-- start of RECORDED DATA --
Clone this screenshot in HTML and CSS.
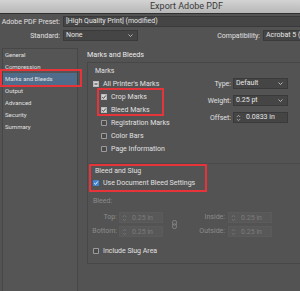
FILE: index.html
```html
<!DOCTYPE html>
<html>
<head>
<meta charset="utf-8">
<title>Export Adobe PDF</title>
<link rel="stylesheet" href="styles.css">
</head>
<body>
<div class="dialog">
  <div class="titlebar">Export Adobe PDF</div>

  <div class="toprow row1">
    <span class="tlabel">Adobe PDF Preset:</span>
    <div class="field preset">[High Quality Print] (modified)</div>
  </div>

  <div class="toprow row2">
    <span class="tlabel">Standard:</span>
    <div class="field select std"><span>None</span><svg class="chev" width="5" height="3" viewBox="0 0 5 3"><path d="M0.5 0.5 L2.5 2.5 L4.5 0.5" fill="none" stroke="#d0d0d0" stroke-width="0.8"/></svg></div>
    <span class="compat-label">Compatibility:</span>
    <div class="field select compat"><span>Acrobat 5 (PDF 1.4)</span></div>
  </div>

  <div class="main">
    <ul class="sidebar">
      <li>General</li>
      <li>Compression</li>
      <li class="sel">Marks and Bleeds</li>
      <li>Output</li>
      <li>Advanced</li>
      <li>Security</li>
      <li>Summary</li>
    </ul>

    <div class="content">
      <div class="heading">Marks and Bleeds</div>
      <div class="box">
        <div class="marks">
          <div class="marks-left">
            <div class="group-label">Marks</div>
            <div class="check"><span class="cb cb-light"><svg width="6" height="6" viewBox="0 0 6 6"><path d="M1.5 3 H4.5" stroke="#333" stroke-width="1"/></svg></span>All Printer's Marks</div>
            <div class="hl hl-marks">
              <div class="check sub"><span class="cb cb-light"><svg width="6" height="6" viewBox="0 0 6 6"><path d="M1.2 3.1 L2.5 4.4 L4.8 1.5" fill="none" stroke="#333" stroke-width="0.9"/></svg></span>Crop Marks</div>
              <div class="check sub"><span class="cb cb-light"><svg width="6" height="6" viewBox="0 0 6 6"><path d="M1.2 3.1 L2.5 4.4 L4.8 1.5" fill="none" stroke="#333" stroke-width="0.9"/></svg></span>Bleed Marks</div>
            </div>
            <div class="check sub"><span class="cb"></span>Registration Marks</div>
            <div class="check sub"><span class="cb"></span>Color Bars</div>
            <div class="check sub"><span class="cb"></span>Page Information</div>
          </div>
          <div class="marks-right">
            <div class="frow">
              <span class="flabel">Type:</span>
              <div class="field select w55"><span>Default</span><svg width="5" height="3" viewBox="0 0 5 3"><path d="M0.5 0.5 L2.5 2.5 L4.5 0.5" fill="none" stroke="#d0d0d0" stroke-width="0.8"/></svg></div>
            </div>
            <div class="frow">
              <span class="flabel">Weight:</span>
              <div class="field select w55"><span>0.25 pt</span><svg width="5" height="3" viewBox="0 0 5 3"><path d="M0.5 0.5 L2.5 2.5 L4.5 0.5" fill="none" stroke="#d0d0d0" stroke-width="0.8"/></svg></div>
            </div>
            <div class="frow">
              <span class="flabel">Offset:</span>
              <div class="field spinfield w55"><span class="spin spin-on"><svg width="5" height="8" viewBox="0 0 5 8"><path d="M0.8 3 L2.5 1.3 L4.2 3 M0.8 5 L2.5 6.7 L4.2 5" fill="none" stroke="#bdbdbd" stroke-width="0.8"/></svg></span><span>0.0833 in</span></div>
            </div>
          </div>
        </div>

        <div class="bleed">
          <div class="hl hl-bleed">
            <div class="group-label gl-bleed">Bleed and Slug</div>
            <div class="check bcheck"><span class="cb cb-blue"><svg width="6" height="6" viewBox="0 0 6 6"><path d="M1.2 3.1 L2.5 4.4 L4.8 1.5" fill="none" stroke="#fff" stroke-width="0.9"/></svg></span>Use Document Bleed Settings</div>
          </div>
          <div class="bleed-label">Bleed:</div>
          <div class="bleed-grid">
            <span class="blabel">Top:</span>
            <div class="dis"><span class="spin"><svg width="5" height="8" viewBox="0 0 5 8"><path d="M0.8 3 L2.5 1.3 L4.2 3 M0.8 5 L2.5 6.7 L4.2 5" fill="none" stroke="#7a7a7a" stroke-width="0.8"/></svg></span><span>0.25 in</span></div>
            <div class="chain"><svg width="5" height="9" viewBox="0 0 5 9"><rect x="0.5" y="0.5" width="4" height="4.6" rx="1.6" fill="none" stroke="#8a8a8a" stroke-width="0.8"/><rect x="0.5" y="3.9" width="4" height="4.6" rx="1.6" fill="none" stroke="#8a8a8a" stroke-width="0.8"/></svg></div>
            <span class="blabel wide">Inside:</span>
            <div class="dis"><span class="spin"><svg width="5" height="8" viewBox="0 0 5 8"><path d="M0.8 3 L2.5 1.3 L4.2 3 M0.8 5 L2.5 6.7 L4.2 5" fill="none" stroke="#7a7a7a" stroke-width="0.8"/></svg></span><span>0.25 in</span></div>
            <span class="blabel">Bottom:</span>
            <div class="dis"><span class="spin"><svg width="5" height="8" viewBox="0 0 5 8"><path d="M0.8 3 L2.5 1.3 L4.2 3 M0.8 5 L2.5 6.7 L4.2 5" fill="none" stroke="#7a7a7a" stroke-width="0.8"/></svg></span><span>0.25 in</span></div>
            <span class="blabel wide">Outside:</span>
            <div class="dis"><span class="spin"><svg width="5" height="8" viewBox="0 0 5 8"><path d="M0.8 3 L2.5 1.3 L4.2 3 M0.8 5 L2.5 6.7 L4.2 5" fill="none" stroke="#7a7a7a" stroke-width="0.8"/></svg></span><span>0.25 in</span></div>
          </div>
          <div class="check slug"><span class="cb"></span>Include Slug Area</div>
        </div>
      </div>
    </div>
  </div>
</div>
</body>
</html>
```

FILE: styles.css
```css
* { box-sizing: border-box; margin: 0; padding: 0; }
html, body { width: 300px; height: 291px; overflow: hidden; }
body {
  background: #535353;
  font-family: Roboto, "Liberation Sans", sans-serif;
  font-size: 7px;
  color: #e0e0e0;
}
.dialog { width: 300px; height: 291px; overflow: hidden; }

.titlebar {
  height: 14px;
  line-height: 13px;
  padding-left: 150px;
  font-size: 9px;
  color: #3a3a3a;
  background: linear-gradient(#d3d3d3, #b7b7b7);
  border-bottom: 1px solid #2f2f2f;
}

.toprow { display: flex; align-items: center; height: 11px; white-space: nowrap; }
.row1 { margin-top: 2px; }
.row2 { margin-top: 3px; }
.tlabel { width: 60px; flex-shrink: 0; text-align: right; margin-right: 3px; }

.field {
  height: 11px;
  line-height: 9px;
  border: 1px solid #3a3a3a;
  background: #454545;
  padding-left: 2px;
  flex-shrink: 0;
  white-space: nowrap;
  overflow: hidden;
  color: #e6e6e6;
}
.preset { width: 260px; }
.select { display: flex; align-items: center; justify-content: space-between; padding-right: 4px; }
.std { width: 75px; }
.compat-label { width: 44px; flex-shrink: 0; text-align: right; margin-left: 78px; margin-right: 3px; }
.compat { width: 80px; }

.main { display: flex; align-items: flex-start; margin-top: 7px; }

.sidebar {
  list-style: none;
  margin-left: 2px;
  width: 76px;
  height: 250px;
  flex-shrink: 0;
  border: 1px solid #474747;
  background: #555555;
  font-size: 6px;
}
.sidebar li { height: 12px; line-height: 12px; padding-left: 2px; white-space: nowrap; }
.sidebar .sel { background: #4f6c8b; position: relative; }
.sidebar .sel::after {
  content: "";
  position: absolute;
  left: -3px; right: -5px; top: -4px; bottom: -2px;
  border: 2px solid #e6343a;
}

.content { margin-left: 9px; flex: 1; min-width: 0; }
.heading { height: 14px; line-height: 14px; font-size: 7.2px; color: #ebebeb; }
.box {
  height: 202px;
  border: 1px solid #474747;
  border-right: none;
}

.marks { display: flex; height: 100px; }
.marks-left { width: 103px; flex-shrink: 0; padding-top: 2px; }
.group-label { height: 12px; line-height: 12px; padding-left: 7px; }
.check { display: flex; align-items: center; height: 13px; padding-left: 5px; white-space: nowrap; }
.check.sub { padding-left: 13px; }

.cb {
  width: 6px; height: 6px;
  flex-shrink: 0;
  margin-right: 4px;
  border-radius: 1px;
  background: #4a4a4a;
  box-shadow: inset 0 0 0 1px #9c9c9c;
  display: flex;
}
.cb-light { background: #d6d6d6; box-shadow: inset 0 0 0 1px #b9b9b9; }
.cb-blue { background: #3d84d6; box-shadow: none; }

.hl { position: relative; }
.hl-marks::after {
  content: "";
  position: absolute;
  left: 9px; width: 63px; top: -2px; bottom: 0;
  border: 2px solid #e6343a;
}

.marks-right { padding-top: 15px; }
.frow { display: flex; align-items: center; height: 11px; margin-bottom: 6px; white-space: nowrap; }
.flabel { width: 40px; text-align: right; margin-right: 2px; flex-shrink: 0; }
.w55 { width: 55px; }
.spinfield { display: flex; align-items: center; padding-left: 2px; }
.spin { display: flex; width: 5px; height: 8px; margin-right: 5px; flex-shrink: 0; }
.spin-on { box-shadow: 2px 0 0 -1px transparent; }

.bleed { height: 100px; border-top: 1px solid #4b4b4b; padding-top: 2px; }
.gl-bleed { height: 11px; line-height: 11px; }
.bcheck { height: 12px; }
.hl-bleed::after {
  content: "";
  position: absolute;
  left: 1px; width: 114px; top: -2px; bottom: -3px;
  border: 2px solid #e6343a;
}
.bleed-label { height: 12px; line-height: 12px; margin-top: 6px; padding-left: 5px; color: #8c8c8c; }

.bleed-grid {
  display: grid;
  grid-template-columns: 31px 44px 23px 42px 44px;
  grid-template-rows: 11px 11px;
  row-gap: 3px;
  margin-top: 5px;
}
.blabel { text-align: right; padding-right: 2px; line-height: 11px; color: #8c8c8c; white-space: nowrap; }
.blabel.wide { padding-right: 3px; }
.dis {
  display: flex; align-items: center;
  height: 11px;
  border: 1px solid #5b5b5b;
  background: #585858;
  color: #7c7c7c;
  padding-left: 2px;
  white-space: nowrap;
}
.chain { grid-column: 3; grid-row: 1 / span 2; display: flex; align-items: center; justify-content: center; }

.slug { height: 12px; margin-top: 8px; }
```
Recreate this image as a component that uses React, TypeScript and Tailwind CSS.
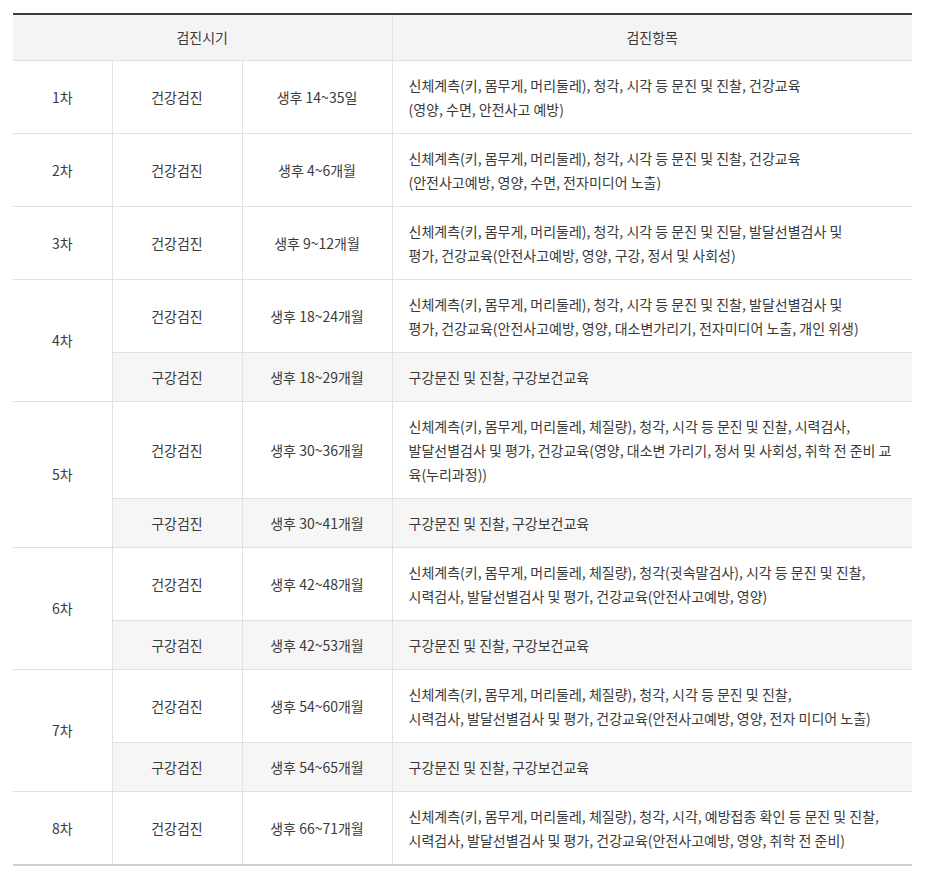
import React from "react";

const font = { fontFamily: '"Noto Sans CJK KR", "Noto Sans", sans-serif' };

type Sub = { kind: string; age: string; lines: string[]; gray?: boolean };
type Row = { no: string; subs: Sub[] };

const rows: Row[] = [
  { no: "1차", subs: [{ kind: "건강검진", age: "생후 14~35일", lines: ["신체계측(키, 몸무게, 머리둘레), 청각, 시각 등 문진 및 진찰, 건강교육", "(영양, 수면, 안전사고 예방)"] }] },
  { no: "2차", subs: [{ kind: "건강검진", age: "생후 4~6개월", lines: ["신체계측(키, 몸무게, 머리둘레), 청각, 시각 등 문진 및 진찰, 건강교육", "(안전사고예방, 영양, 수면, 전자미디어 노출)"] }] },
  { no: "3차", subs: [{ kind: "건강검진", age: "생후 9~12개월", lines: ["신체계측(키, 몸무게, 머리둘레), 청각, 시각 등 문진 및 진달, 발달선별검사 및", "평가, 건강교육(안전사고예방, 영양, 구강, 정서 및 사회성)"] }] },
  {
    no: "4차",
    subs: [
      { kind: "건강검진", age: "생후 18~24개월", lines: ["신체계측(키, 몸무게, 머리둘레), 청각, 시각 등 문진 및 진찰, 발달선별검사 및", "평가, 건강교육(안전사고예방, 영양, 대소변가리기, 전자미디어 노출, 개인 위생)"] },
      { kind: "구강검진", age: "생후 18~29개월", lines: ["구강문진 및 진찰, 구강보건교육"], gray: true },
    ],
  },
  {
    no: "5차",
    subs: [
      { kind: "건강검진", age: "생후 30~36개월", lines: ["신체계측(키, 몸무게, 머리둘레, 체질량), 청각, 시각 등 문진 및 진찰, 시력검사,", "발달선별검사 및 평가, 건강교육(영양, 대소변 가리기, 정서 및 사회성, 취학 전 준비 교", "육(누리과정))"] },
      { kind: "구강검진", age: "생후 30~41개월", lines: ["구강문진 및 진찰, 구강보건교육"], gray: true },
    ],
  },
  {
    no: "6차",
    subs: [
      { kind: "건강검진", age: "생후 42~48개월", lines: ["신체계측(키, 몸무게, 머리둘레, 체질량), 청각(귓속말검사), 시각 등 문진 및 진찰,", "시력검사, 발달선별검사 및 평가, 건강교육(안전사고예방, 영양)"] },
      { kind: "구강검진", age: "생후 42~53개월", lines: ["구강문진 및 진찰, 구강보건교육"], gray: true },
    ],
  },
  {
    no: "7차",
    subs: [
      { kind: "건강검진", age: "생후 54~60개월", lines: ["신체계측(키, 몸무게, 머리둘레, 체질량), 청각, 시각 등 문진 및 진찰,", "시력검사, 발달선별검사 및 평가, 건강교육(안전사고예방, 영양, 전자 미디어 노출)"] },
      { kind: "구강검진", age: "생후 54~65개월", lines: ["구강문진 및 진찰, 구강보건교육"], gray: true },
    ],
  },
  { no: "8차", subs: [{ kind: "건강검진", age: "생후 66~71개월", lines: ["신체계측(키, 몸무게, 머리둘레, 체질량), 청각, 시각, 예방접종 확인 등 문진 및 진찰,", "시력검사, 발달선별검사 및 평가, 건강교육(안전사고예방, 영양, 취학 전 준비)"] }] },
];

export default function App() {
  return (
    <div className="bg-white w-[939px] min-h-[880px] pt-[13px] pl-[13px]" style={font}>
      <table className="w-[899px] border-collapse text-[14px] leading-[24px] text-[#3a3a3a] table-fixed border-t-[2px] border-t-[#3d3d48] border-b-[2px] border-b-[#cfcfcf]">
        <colgroup>
          <col className="w-[99px]" />
          <col className="w-[130px]" />
          <col className="w-[150px]" />
          <col />
        </colgroup>
        <thead>
          <tr className="bg-[#f4f4f5] h-[46px]">
            <th colSpan={3} className="font-normal text-center border-b border-[#e2e2e2] border-r">검진시기</th>
            <th className="font-normal text-center border-b border-[#e2e2e2]">검진항목</th>
          </tr>
        </thead>
        <tbody>
          {rows.map((r) =>
            r.subs.map((s, i) => (
              <tr key={r.no + i} className={s.gray ? "bg-[#f6f6f6]" : "bg-white"}>
                {i === 0 && (
                  <td rowSpan={r.subs.length} className="bg-white text-center border-b border-r border-[#e2e2e2]">
                    {r.no}
                  </td>
                )}
                <td className="text-center border-b border-r border-[#e2e2e2]">{s.kind}</td>
                <td className="text-center border-b border-r border-[#e2e2e2]">{s.age}</td>
                <td className="border-b border-[#e2e2e2] pl-[16px] pr-[10px] py-[12px] whitespace-nowrap">
                  {s.lines.map((l, k) => (
                    <div key={k}>{l}</div>
                  ))}
                </td>
              </tr>
            ))
          )}
        </tbody>
      </table>
    </div>
  );
}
-- end of RECORDED DATA --
Copy the lines above exactly, starting at the one with "Recreate this image" and ending at the one with "string; subs: Sub[]", both included. Leave out any pictures and add nothing else.

Recreate this image as a component that uses React, TypeScript and Tailwind CSS.
import React from "react";

const font = { fontFamily: '"Noto Sans CJK KR", "Noto Sans", sans-serif' };

type Sub = { kind: string; age: string; lines: string[]; gray?: boolean };
type Row = { no: string; subs: Sub[] };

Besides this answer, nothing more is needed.